A full-scale critique of political liberalism is not really possible here, as should be evident. Nevertheless, I will continue with an abbreviated version of this as applied to life in the metaphorical mansion we all find ourselves running around in, the Crystal Palace. One of the problems that surfaces in looking at things from the Benthamite perspective is the whole issue of objectivity. A critique of liberalism and a critique of objectivity are as two sides of the same coin. All attempts at objectivity, and one must make them, subject to certain limitations, are conditioned by what Max Weber called ‘value relevance’–objectivity can only be approximated, due to the writer’s specific cultural orientation and dispositional dynamics. Since this state of affairs threatens to infect any attempt at accuracy with a crucial degree of incoherence, one must have as thorough an understanding as possible of one’s place in the history of ideas. I find Wilhelm Dilthey’s distinction between Naturwissenschaft and Geisteswissenschaft a good starting point for taking the plunge into our current cultural maelstrom. In this reading, Naturwissenschaft, the orientation of traditional “objective” science, an outer-world orientation, founded in empiricist observation, is contrasted with Geisteswissenschaft, which proceeds from a subjective one. To undertake a deep understanding of this distinction, one must examine such efforts as Edmund Husserl’s phenomenology, which insists on what he calls an “egological” perspective, which takes Descartes’ radical doubt as its starting point. What is indubitable? Only my own experiential matrix. The outer world is bracketed off, the infamous epoché, as not provable, what Ralph Barton Perry calls the “egocentric predicament”, the inescapable datum of the human condition as expressed in the formulation that “I cannot experience your experience”. Husserl’s idea of the transcendental ego is an attempt to inventory what is common to any possible egological perspective, and as such approaches something that might validly be termed an “objective” perspective, operating wholly within the egological domain. This seeming conundrum in establishing something that could validly be called scientific reasoning, without giving short shrift to individual experience, is what we are up against.

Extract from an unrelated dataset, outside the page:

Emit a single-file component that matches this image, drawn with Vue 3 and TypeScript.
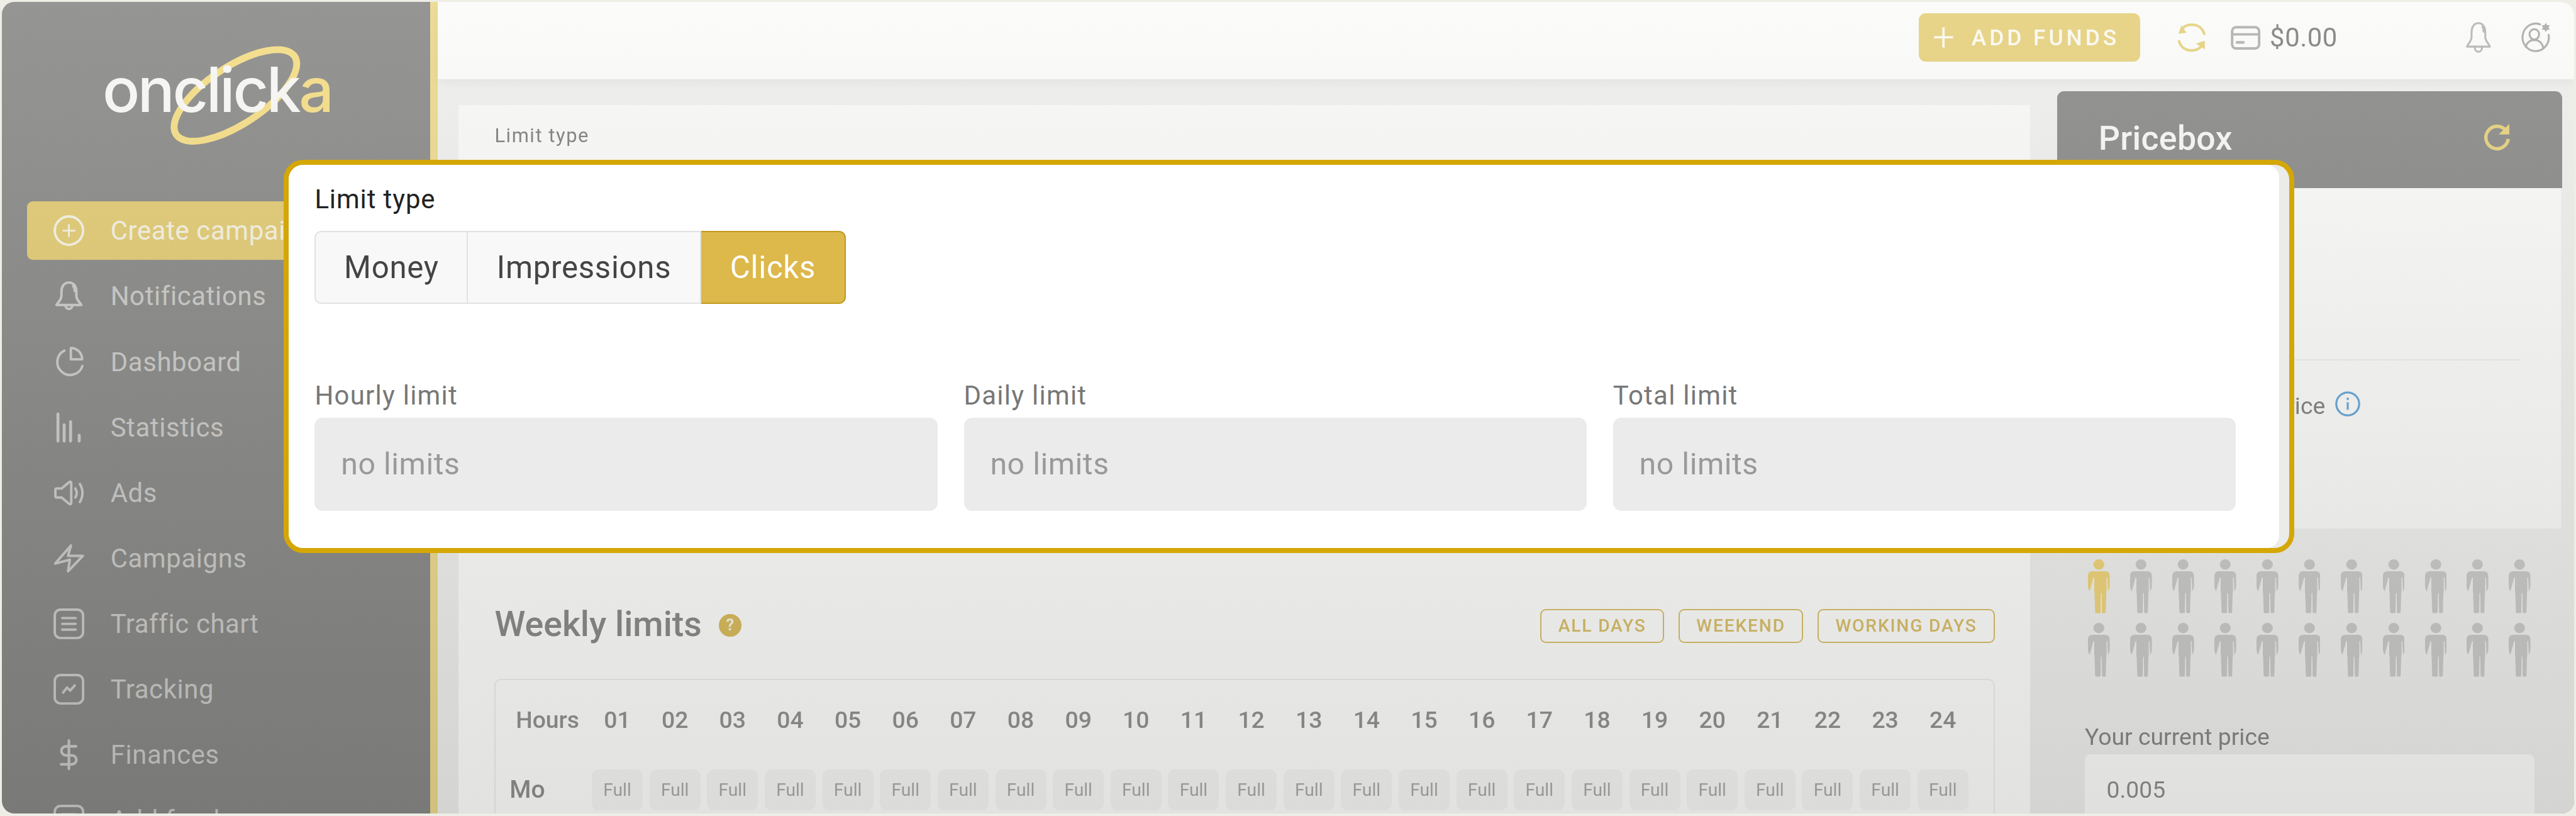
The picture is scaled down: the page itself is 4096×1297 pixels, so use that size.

So, then, Geisteswissenschaft, for those who wish to effectively address this devil we are now confronting, control of the human mind by a sort of addiction, resulting, in its fully developed form, to real enslavement to mechanistic protocols, ending the development of the humanistic project of universal self-realization, must form the foundation of our project. It is the viewpoint characterized by the privileging of Naturwissenschaft that constitutes this grave threat, as embodied in those who, for example, pursued engineering or computer science degrees without giving much attention to the humanities, philosophy, art, music. (Ultimately this whole quarrel, reaching back to the time of Plato and before, is one, not between philosophy and science, but between poetry and science. This implies that philosophy, and related branches of knowledge such as sociology, are themselves “infected” with the spirit of Naturwissenschaften, thus complicating our inquiry.)
Objectivity from within the egological perspective. And so, this approximation of objectivity must entail respecting the logical criteria of clarity, consistency, and coherence within its own terms of reference. This could theoretically still be done, from within the paradigm of Giesteswissenschaften, perhaps?